The uproar over the Indiana RFRA is part of a decades' long attack by leftists on America's Judeo-Christian heritage and values. Have you seen the media reporting the real incidents of Muslim bakeries refusing to provide cakes for gay weddings? Probably not. Isn't real discrimination a bigger offense than hypothetical discrimination?
Have you heard of any Indiana businesses which discriminated against gays? I haven't. But, you probably heard of an Indiana pizzeria which responded to a reporter's theoretical question that they wouldn't cater a gay wedding. You probably didn't hear that the media had to search to get the story they wanted, nor that the pizzeria advertised its Christianity, nor that it hadn't ever been asked to cater a wedding. Also, you may not have heard that the diversity advocates closed down the business by threatening to burn down the business and harm the people there.
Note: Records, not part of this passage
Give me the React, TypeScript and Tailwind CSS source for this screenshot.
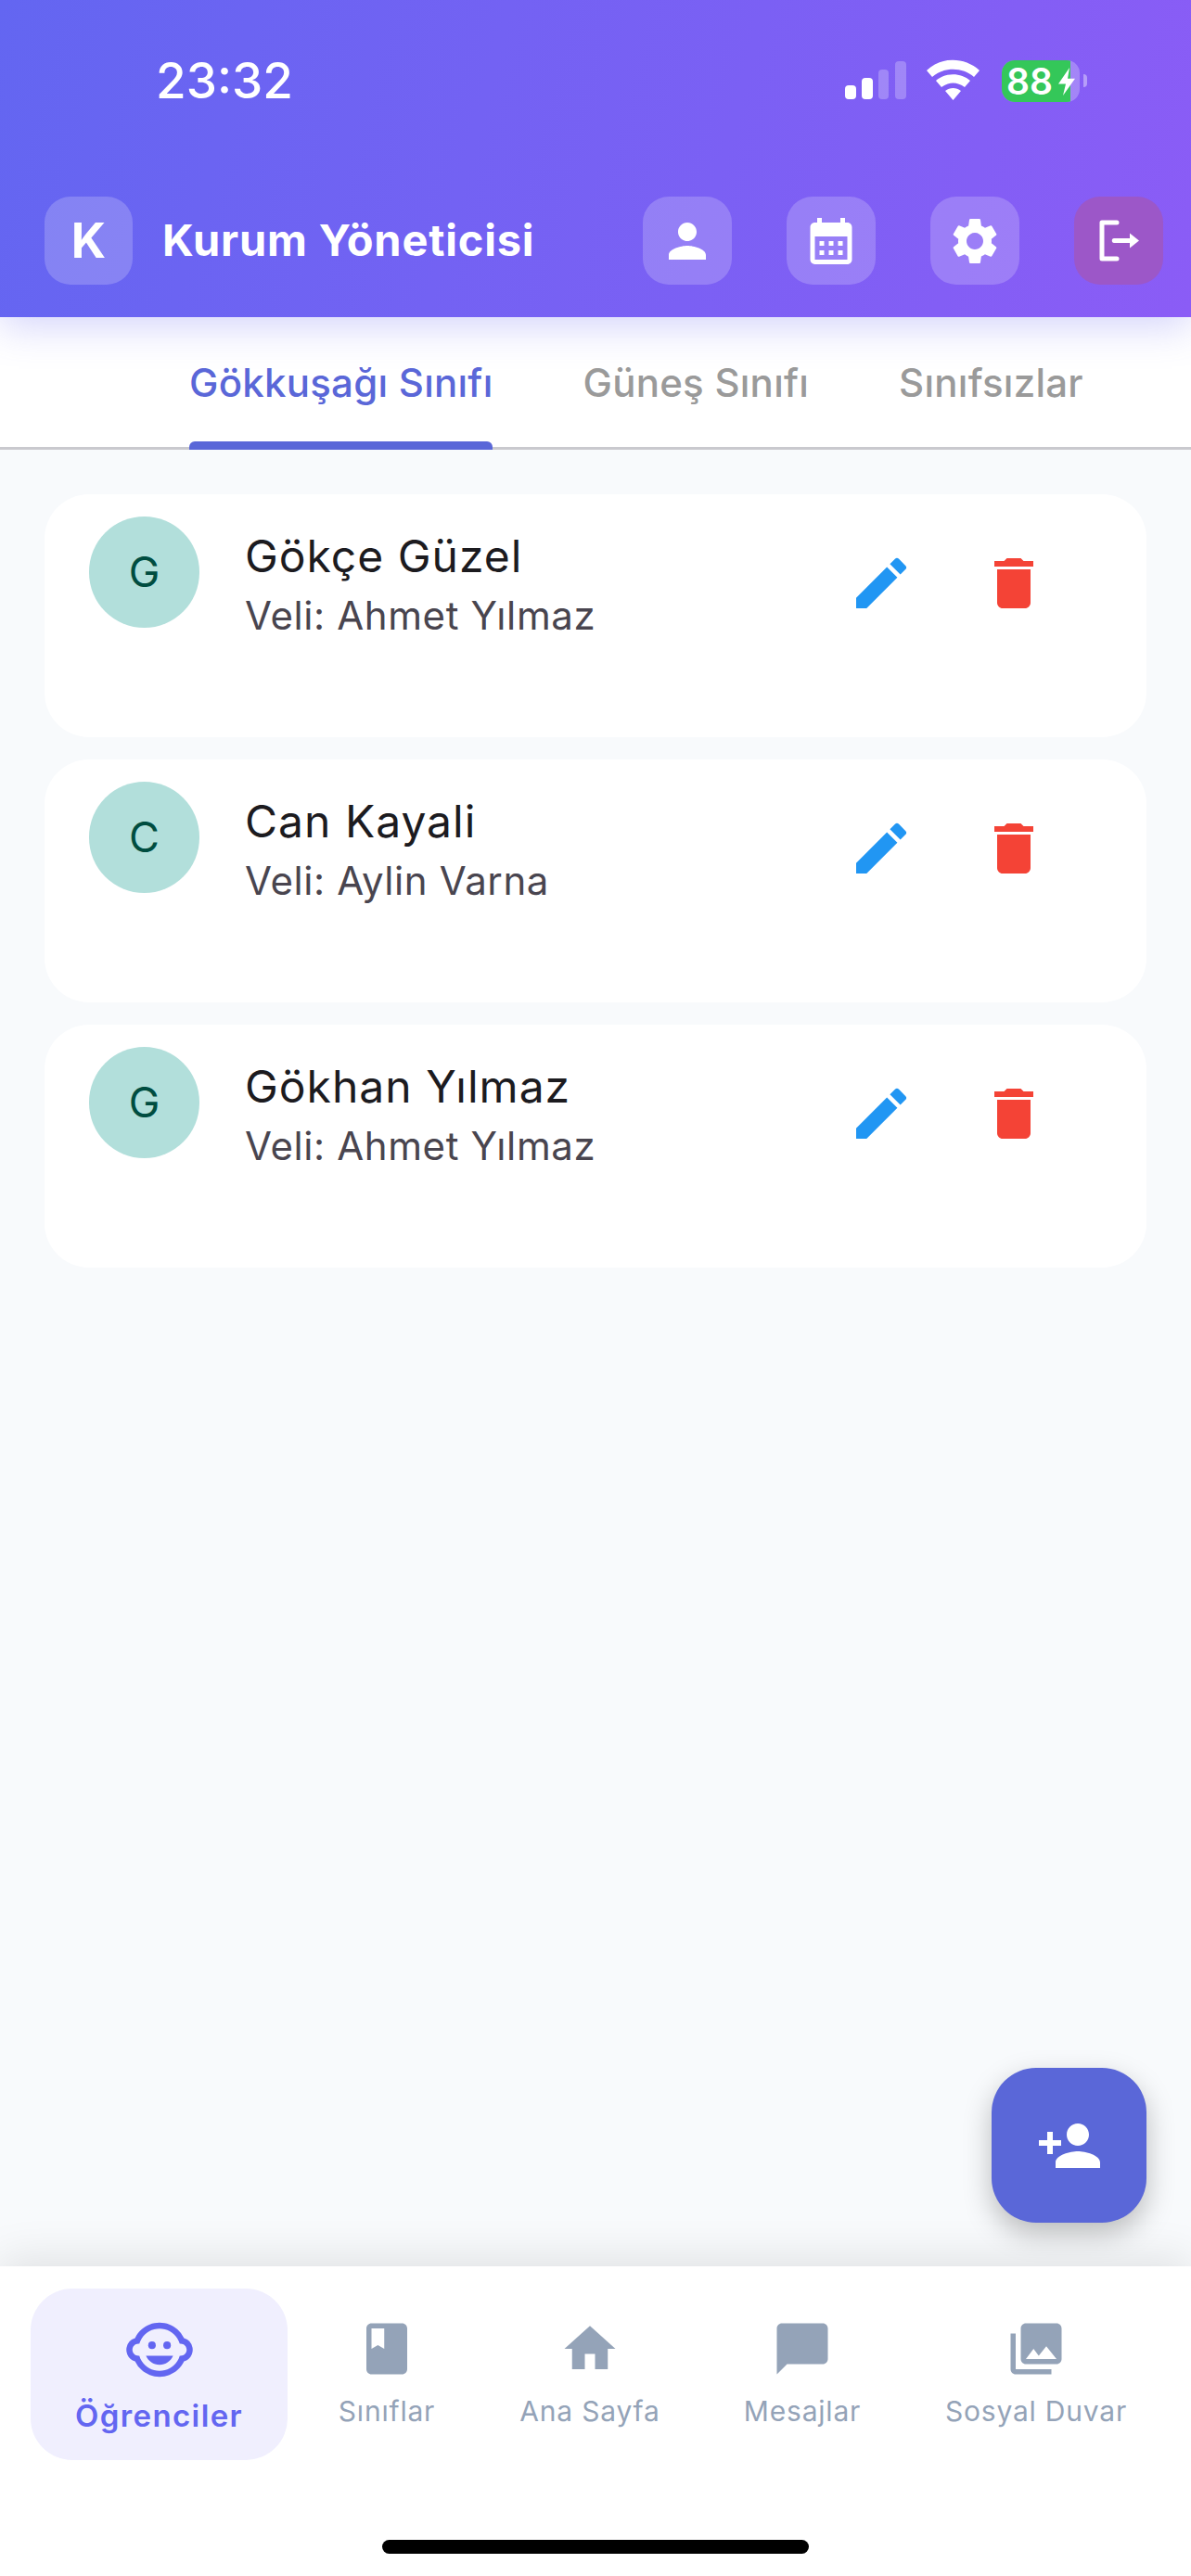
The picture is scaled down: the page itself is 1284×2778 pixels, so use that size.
import {
  MdBook,
  MdCalendarMonth,
  MdChatBubble,
  MdChildCare,
  MdDelete,
  MdEdit,
  MdHome,
  MdPerson,
  MdPersonAdd,
  MdPhotoLibrary,
  MdSettings,
} from 'react-icons/md'

const students = [
  { id: 1, initial: 'G', name: 'Gökçe Güzel', parent: 'Veli: Ahmet Yılmaz' },
  { id: 2, initial: 'C', name: 'Can Kayali', parent: 'Veli: Aylin Varna' },
  { id: 3, initial: 'G', name: 'Gökhan Yılmaz', parent: 'Veli: Ahmet Yılmaz' },
]

const navItems = [
  { label: 'Sınıflar', icon: MdBook, width: 'w-[214px]' },
  { label: 'Ana Sayfa', icon: MdHome, width: 'w-[224px]' },
  { label: 'Mesajlar', icon: MdChatBubble, width: 'w-[234px]' },
  { label: 'Sosyal Duvar', icon: MdPhotoLibrary, width: 'w-[270px]' },
]

function StatusIcons() {
  return (
    <svg width="146" height="48" viewBox="0 0 146 48" className="shrink-0">
      <rect x="0" y="29" width="12" height="15" rx="4" fill="#fff" />
      <rect x="18" y="21" width="12" height="23" rx="4" fill="#fff" />
      <rect x="36" y="12" width="11" height="32" rx="4" fill="#fff" fillOpacity="0.25" />
      <rect x="54" y="3" width="12" height="41" rx="4" fill="#fff" fillOpacity="0.25" />
      <path
        d="M88 13 C103 -2 129 -2 145 13 L139 20 C127 9 106 9 94 20 Z M98 24 C108 15 125 15 135 24 L129 31 C121 25 112 25 104 31 Z M108 35 C113 31 120 31 125 35 L116.500 45 Z"
        fill="#fff"
      />
    </svg>
  )
}

function Battery() {
  return (
    <div className="flex items-center ml-[23px]">
      <div className="relative w-[84px] h-[45px] rounded-[14px] bg-white/25 overflow-hidden">
        <div className="absolute left-0 top-0 bottom-0 w-[74px] bg-[#34c759]" />
        <span className="absolute left-[5px] top-0 leading-[45px] text-[39px] font-semibold text-white [font-family:Inter,sans-serif]">
          88
        </span>
        <svg width="20" height="30" viewBox="0 0 20 36" className="absolute left-[60px] top-[8px]" preserveAspectRatio="none">
          <path d="M13 0 L1 21 H9 L6 36 L19 14 H11 Z" fill="#fff" />
        </svg>
      </div>
      <div className="w-[4px] h-[14px] ml-[4px] rounded-r-full bg-white/40" />
    </div>
  )
}

function LogoutIcon() {
  return (
    <svg width="60" height="60" viewBox="0 0 60 60">
      <path d="M28 10 H12 V49 H28" fill="none" stroke="#fff" strokeWidth="5" strokeLinecap="round" strokeLinejoin="round" />
      <path d="M25 27 H42 V21.500 L52 29.500 L42 37.500 V32 H25 C22 32 22 27 25 27 Z" fill="#fff" />
    </svg>
  )
}

function HeaderButton({ children, danger }: { children: React.ReactNode; danger?: boolean }) {
  return (
    <button
      className={`flex items-center justify-center w-[96px] h-[95px] rounded-[28px] text-white ${
        danger ? 'bg-[#9c57c8]' : 'bg-white/20'
      }`}
    >
      {children}
    </button>
  )
}

export default function App() {
  return (
    <div className="relative flex flex-col w-[1284px] h-[2778px] overflow-hidden bg-[#f8fafc] [font-family:Inter,sans-serif]">
      <header className="relative z-10 h-[342px] shrink-0 bg-[linear-gradient(105deg,#6366f1,#8b5cf6)] shadow-[0_10px_40px_rgba(99,102,241,0.28)]">
        <div className="flex items-center h-[48px] absolute left-0 right-0 top-[63px]">
          <span className="ml-[168px] text-[53px] font-medium leading-none text-white">23:32</span>
          <div className="flex items-center ml-auto mr-[112px]">
            <StatusIcons />
            <Battery />
          </div>
        </div>
        <div className="flex items-center pt-[212px] pl-[48px] pr-[30px]">
          <div className="flex items-center justify-center w-[95px] h-[95px] rounded-[28px] bg-white/20 text-[52px] font-bold text-white">
            K
          </div>
          <h1 className="ml-[32px] text-[47px] font-bold tracking-[0.8px] text-white">Kurum Yöneticisi</h1>
          <div className="flex ml-auto gap-[59px]">
            <HeaderButton>
              <MdPerson size={60} />
            </HeaderButton>
            <HeaderButton>
              <MdCalendarMonth size={60} />
            </HeaderButton>
            <HeaderButton>
              <MdSettings size={60} />
            </HeaderButton>
            <HeaderButton danger>
              <LogoutIcon />
            </HeaderButton>
          </div>
        </div>
      </header>

      <nav className="flex h-[143px] shrink-0 bg-white border-b-[3px] border-[#c9c9ce] pl-[204px] text-[42px] font-medium tracking-[0.25px]">
        <div className="relative flex items-center h-full text-[#5a67d8]">
          Gökkuşağı Sınıfı
          <div className="absolute left-0 right-0 -bottom-[3px] h-[9px] rounded-t-[6px] bg-[#5a67d8]" />
        </div>
        <div className="flex items-center ml-[97px] text-[#9a9a9a]">Güneş Sınıfı</div>
        <div className="flex items-center ml-[97px] text-[#9a9a9a]">Sınıfsızlar</div>
      </nav>

      <main className="flex-1 flex flex-col gap-[24px] px-[48px] pt-[48px]">
        {students.map((student) => (
          <div key={student.id} className="flex items-start h-[262px] rounded-[48px] bg-white pl-[48px] pt-[24px]">
            <div className="flex items-center justify-center w-[119px] h-[120px] rounded-full bg-[#b2dfdb] text-[45px] text-[#004d40]">
              {student.initial}
            </div>
            <div className="ml-[49px] w-[650px] pt-[14px]">
              <div className="text-[48px] leading-[58px] tracking-[1px] text-[#1c1b1f]">{student.name}</div>
              <div className="mt-[10px] text-[42px] leading-[50px] tracking-[0.6px] text-[#49454f]">{student.parent}</div>
            </div>
            <MdEdit size={72} className="mt-[36px] text-[#2196f3]" />
            <MdDelete size={72} className="ml-[71px] mt-[36px] text-[#f44336]" />
          </div>
        ))}
      </main>

      <button className="absolute right-[48px] top-[2230px] z-10 flex items-center justify-center w-[167px] h-[167px] rounded-[48px] bg-[#5a67d8] text-white shadow-[0_12px_30px_rgba(0,0,0,0.25)]">
        <MdPersonAdd size={72} />
      </button>

      <footer className="relative h-[334px] shrink-0 bg-white shadow-[0_-8px_44px_rgba(0,0,0,0.1)]">
        <div className="flex items-start pl-[33px] pt-[24px]">
          <div className="flex flex-col items-center w-[277px] h-[185px] rounded-[45px] bg-[#f0effe] pt-[27px]">
            <MdChildCare size={78} className="text-[#6366f1]" />
            <span className="mt-[12px] text-[33px] leading-[40px] font-semibold tracking-[1.4px] text-[#6366f1]">Öğrenciler</span>
          </div>
          {navItems.map((item) => (
            <div key={item.label} className={`flex flex-col items-center pt-[32px] ${item.width}`}>
              <item.icon size={66} className="text-[#94a3b8]" />
              <span className="mt-[16px] text-[30px] leading-[36px] tracking-[0.8px] text-[#94a3b8]">{item.label}</span>
            </div>
          ))}
        </div>
        <div className="absolute left-[412px] bottom-[24px] w-[460px] h-[15px] rounded-full bg-black" />
      </footer>
    </div>
  )
}
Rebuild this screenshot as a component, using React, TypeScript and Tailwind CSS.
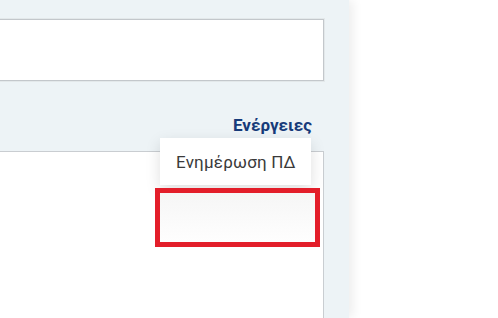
export default function App() {
  return (
    <div className="w-[498px] h-[318px] flex overflow-hidden bg-white font-['Roboto',sans-serif]">
      {/* side panel */}
      <div className="relative z-10 w-[349px] h-full shrink-0 bg-[#edf3f6] shadow-[4px_0_10px_rgba(0,0,0,0.07)] pt-[19px] pr-[25px] flex flex-col">
        <div className="ml-[-12px] h-[62px] bg-white border border-[#c3c7cb] shadow-[0_0_0_1px_#e3e8ea]" />

        <div className="ml-[-12px] mt-[34px] flex justify-end pr-[12px]">
          <span className="text-[17px] leading-[20px] font-bold text-[#173b7a]">Ενέργειες</span>
        </div>

        <div className="relative ml-[-12px] mt-[16px] flex-1 bg-white border-t border-r border-[#c9cdd1]">
          <div className="absolute top-[-14px] right-[12px] w-[151px] h-[47px] bg-white shadow-[0_5px_14px_rgba(0,0,0,0.13)] flex items-center pl-[16px]">
            <span className="text-[17px] leading-[24px] text-[#3a3a3a] tracking-[0.2px]">Ενημέρωση ΠΔ</span>
          </div>
          <div className="absolute top-[36px] right-[3px] w-[165px] h-[59px] border-[5px] border-[#e31e2a] bg-gradient-to-b from-[#f6f6f6] to-[#fefefe]" />
        </div>
      </div>
      <div className="flex-1 bg-white" />
    </div>
  )
}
Why should someone be able to demand a service that the service provider feels is offensive, promotes harmful actions, or violates his religious beliefs? Must a business make "T" shirts saying things like, "Muslims deserve to be killed" or "Gays deserve to be beaten"? I don't think so. The same people who refused to participate in gay weddings because of their religious beliefs probably would also refuse to make "T" shirts sayings those things, and they should be able to do so. A society that wants to be peaceful must allow people to act in according to their beliefs (that don't harm others) of right and wrong.
Unfortunately the leftists who constantly advocate for diversity and demand their "rights" are unwilling to accept the diversity and rights of others. Leftists aren't satisfied that people tolerate their beliefs or actions, leftists demand that everyone endorse and support their beliefs and actions; this is tyranny.
Tyranny does not lead to a peaceful and prosperous society.